As you probably already seen in a post by Baron, Sphinx Release 0.9.8 is finally out, just in time for OSCON 2008. Even though it is “minor release” if you look at the number, it is major release in practice (and you can view snapshots as minor releases). The changes since 0.9.7 are dramatic with over 70 new features corresponding to over 15 months of work. With zero in front it still looks like “beta” release though it is very stable and widely used.
Myself I would have already named it 1.3.0 or something like it (with 3rd number used for minor releases) and use version 2.0.0 as a target for full live updates. Though it looks like Andrew has set his goal on naming it 1.0 only when dynamic updates work and starting from 0.9.1 it did not allow too much version flexibility.
Sphinx will be presented this year on OSCON as .ORG Exhibitor, with me running the show – it was too expensive for Andrew to come from Russia, especially as he did not get a session at OSCON.
It is also worth to note Sphinx is nominated as SourceForge community choice awards finalist in 3 nominations (Best Project, Best Project for Enterprise, Most Likely to Be the Next $1B Acquisition) which is pretty cool.
At Percona we actively support Sphinx as in our opinion it is great complement to MySQL when it comes to full text search tasks and other real time information processing applications. It integrates with MySQL and scripting languages very well, it is simple, it performs well and it is easily clustered, allowing you to scale out to multiple cores and multiple nodes, with close to linear scalability.
Because of this we included Sphinx chapter in High Performance MySQL book – check out Appendix C. This should be the best printed material about Sphinx out there, though as of now Sphinx has surely grown into the size to justify for a book of its own.
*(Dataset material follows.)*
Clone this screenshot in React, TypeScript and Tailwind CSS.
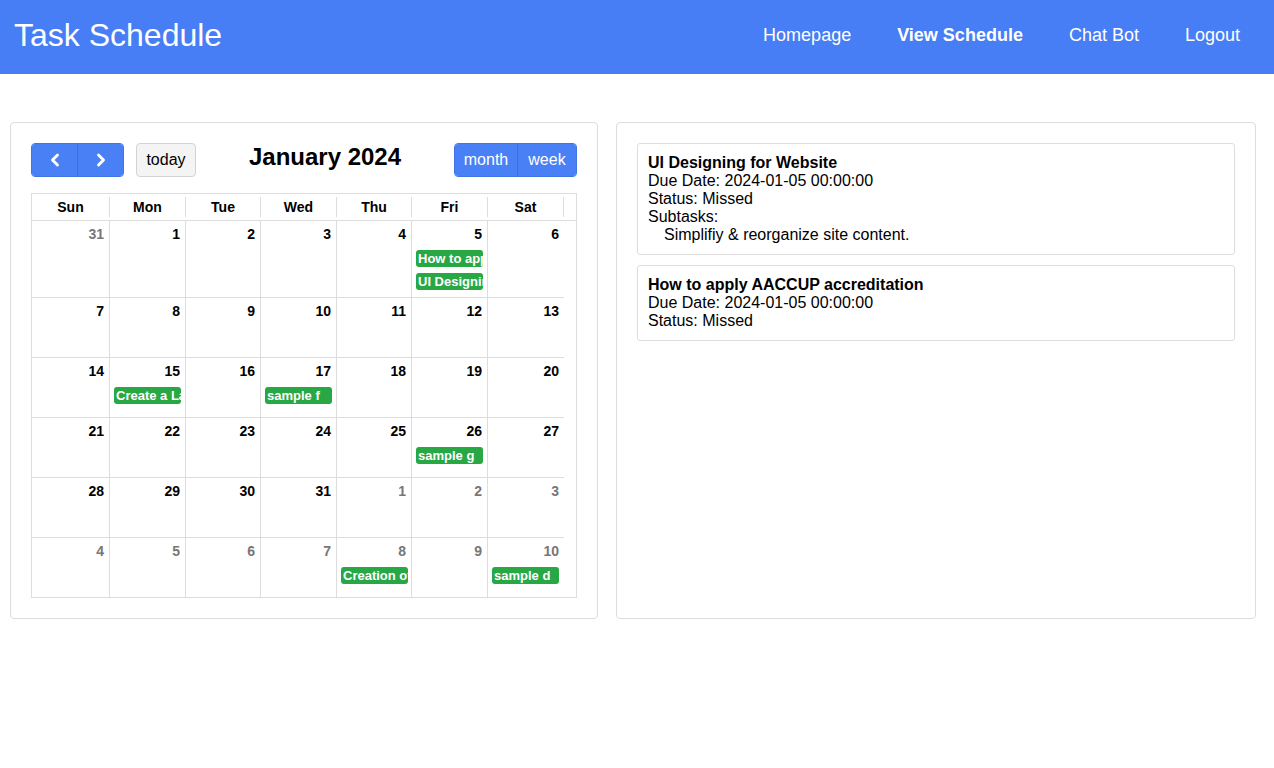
import { ChevronLeft, ChevronRight } from "lucide-react"

type Day = { n: number; other?: boolean; events?: string[] }

const weeks: Day[][] = [
  [{ n: 31, other: true }, { n: 1 }, { n: 2 }, { n: 3 }, { n: 4 }, { n: 5, events: ["How to apply AACCUP accreditation", "UI Designing for Website"] }, { n: 6 }],
  [{ n: 7 }, { n: 8 }, { n: 9 }, { n: 10 }, { n: 11 }, { n: 12 }, { n: 13 }],
  [{ n: 14 }, { n: 15, events: ["Create a Landing Page"] }, { n: 16 }, { n: 17, events: ["sample f"] }, { n: 18 }, { n: 19 }, { n: 20 }],
  [{ n: 21 }, { n: 22 }, { n: 23 }, { n: 24 }, { n: 25 }, { n: 26, events: ["sample g"] }, { n: 27 }],
  [{ n: 28 }, { n: 29 }, { n: 30 }, { n: 31 }, { n: 1, other: true }, { n: 2, other: true }, { n: 3, other: true }],
  [{ n: 4, other: true }, { n: 5, other: true }, { n: 6, other: true }, { n: 7, other: true }, { n: 8, other: true, events: ["Creation of Module"] }, { n: 9, other: true }, { n: 10, other: true, events: ["sample d"] }],
]

const rowHeights = ["h-[77px] border-b", "h-[60px] border-b", "h-[60px] border-b", "h-[60px] border-b", "h-[60px] border-b", "h-[59px]"]

const dayNames = ["Sun", "Mon", "Tue", "Wed", "Thu", "Fri", "Sat"]

const tasks = [
  {
    title: "UI Designing for Website",
    due: "2024-01-05 00:00:00",
    status: "Missed",
    subtasks: ["Simplifiy & reorganize site content."],
  },
  {
    title: "How to apply AACCUP accreditation",
    due: "2024-01-05 00:00:00",
    status: "Missed",
    subtasks: [],
  },
]

function Calendar() {
  return (
    <div className="w-[588px] border border-[#ddd] rounded-[4px] p-[20px]">
      {/* toolbar */}
      <div className="flex items-center justify-between h-[34px]">
        <div className="flex items-center gap-[12px]">
          <div className="flex h-[34px] rounded-[4px] overflow-hidden border border-[#3f73e6]">
            <button className="w-[46px] bg-[#4a80f5] flex items-center justify-center text-white border-r border-[#3f6fd6]">
              <ChevronLeft size={20} strokeWidth={3.5} />
            </button>
            <button className="w-[45px] bg-[#4a80f5] flex items-center justify-center text-white">
              <ChevronRight size={20} strokeWidth={3.5} />
            </button>
          </div>
          <button className="h-[34px] w-[60px] bg-[#f4f4f4] border border-[#d3d3d3] rounded-[4px] text-[16px] text-black">
            today
          </button>
        </div>
        <h2 className="text-[24px] font-bold text-black -mt-[6px]">January 2024</h2>
        <div className="flex h-[34px] rounded-[4px] overflow-hidden border border-[#3f73e6] text-white text-[16px]">
          <button className="w-[63px] bg-[#4a80f5] border-r border-[#3f6fd6]">month</button>
          <button className="w-[58px] bg-[#4a80f5]">week</button>
        </div>
      </div>

      {/* grid */}
      <div className="mt-[16px] border border-[#ddd]">
        <div className="flex border-b border-[#ddd]">
          <div className="w-[532px] grid grid-cols-[78px_76px_75px_76px_75px_76px_76px]">
            {dayNames.map((d) => (
              <div key={d} className="my-[3px] h-[20px] border-r border-[#ddd] text-center text-[14px] font-bold leading-[20px] text-black">
                {d}
              </div>
            ))}
          </div>
        </div>
        <div className="w-[532px]">
          {weeks.map((week, wi) => (
            <div key={wi} className={`grid grid-cols-[78px_76px_75px_76px_75px_76px_76px] border-[#ddd] ${rowHeights[wi]}`}>
              {week.map((day, di) => (
                <div key={di} className={`pt-[5px] ${di < 6 ? "border-r border-[#ddd]" : ""}`}>
                  <div className={`text-right pr-[5px] text-[14px] font-bold leading-[16px] ${day.other ? "text-[#777]" : "text-black"}`}>
                    {day.n}
                  </div>
                  {day.events && (
                    <div className="mt-[8px] flex flex-col gap-[6px]">
                      {day.events.map((e) => (
                        <div
                          key={e}
                          className="ml-[4px] w-[67px] h-[17px] bg-[#28a745] rounded-[3px] pl-[2px] overflow-hidden whitespace-nowrap text-white text-[13px] font-bold leading-[17px]"
                        >
                          {e}
                        </div>
                      ))}
                    </div>
                  )}
                </div>
              ))}
            </div>
          ))}
        </div>
      </div>
    </div>
  )
}

function TaskList() {
  return (
    <div className="flex-1 border border-[#ddd] rounded-[4px] p-[20px]">
      <div className="flex flex-col gap-[10px]">
        {tasks.map((t) => (
          <div key={t.title} className="border border-[#ddd] rounded-[3px] p-[10px] text-[16px] leading-[18px] text-black">
            <div className="font-bold">{t.title}</div>
            <div>Due Date: {t.due}</div>
            <div>Status: {t.status}</div>
            {t.subtasks.length > 0 && (
              <>
                <div>Subtasks:</div>
                {t.subtasks.map((s) => (
                  <div key={s} className="pl-[16px]">
                    {s}
                  </div>
                ))}
              </>
            )}
          </div>
        ))}
      </div>
    </div>
  )
}

export default function App() {
  return (
    <div className="min-h-screen bg-white font-['Liberation_Sans',Arial,sans-serif]">
      <nav className="h-[74px] bg-[#477ef5] flex items-center justify-between pl-[14px] pr-[34px] pb-[4px] text-white">
        <h1 className="text-[32px] font-normal">Task Schedule</h1>
        <div className="flex items-center gap-[46px] text-[18px]">
          <a href="#">Homepage</a>
          <a href="#" className="font-bold">View Schedule</a>
          <a href="#">Chat Bot</a>
          <a href="#">Logout</a>
        </div>
      </nav>
      <main className="flex items-stretch gap-[18px] pl-[10px] pr-[18px] mt-[48px]">
        <Calendar />
        <TaskList />
      </main>
    </div>
  )
}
If you’re hungry for some numbers I’d be happy to share a couple of benchmarks results for the new version. First is about “EXTENDED2” matching mode – which is faster and more feature full search mode than the previous “EXTENDED” one that originally introduced a query language. It can be 10-30% faster when it comes to rare word combinations, while if you search for frequent words the difference can be as large as 2-3 times.
For 15 million of documents on single client run on Intel Core Duo @ 2.2Ghz we got the following:
Extended2 mode also offers choice of “ranking modes” – if you would like to use BM25 ranking (similar to what MySQL build in full text search uses) you can get performance another 20-100% better though search result quality will be reduced. Or if you’re not interested in full-text ranking altogether, for example when you’re sorting by price, you can just disable ranking.
Another interesting point is Sphinx grouping performance. For example on the same 15M document collection counting number of documents per site_id takes 3.6 seconds to do using Sphinx, compared to 7.5 seconds using MySQL with best covering index (so no temporary table or sorting is needed for group by). Note that with Sphinx you can easily run the process on multiple cores/multiple nodes.
Anyways I’m excited of this new Sphinx milestone, and if you’re using Sphinx, be sure to try this new release.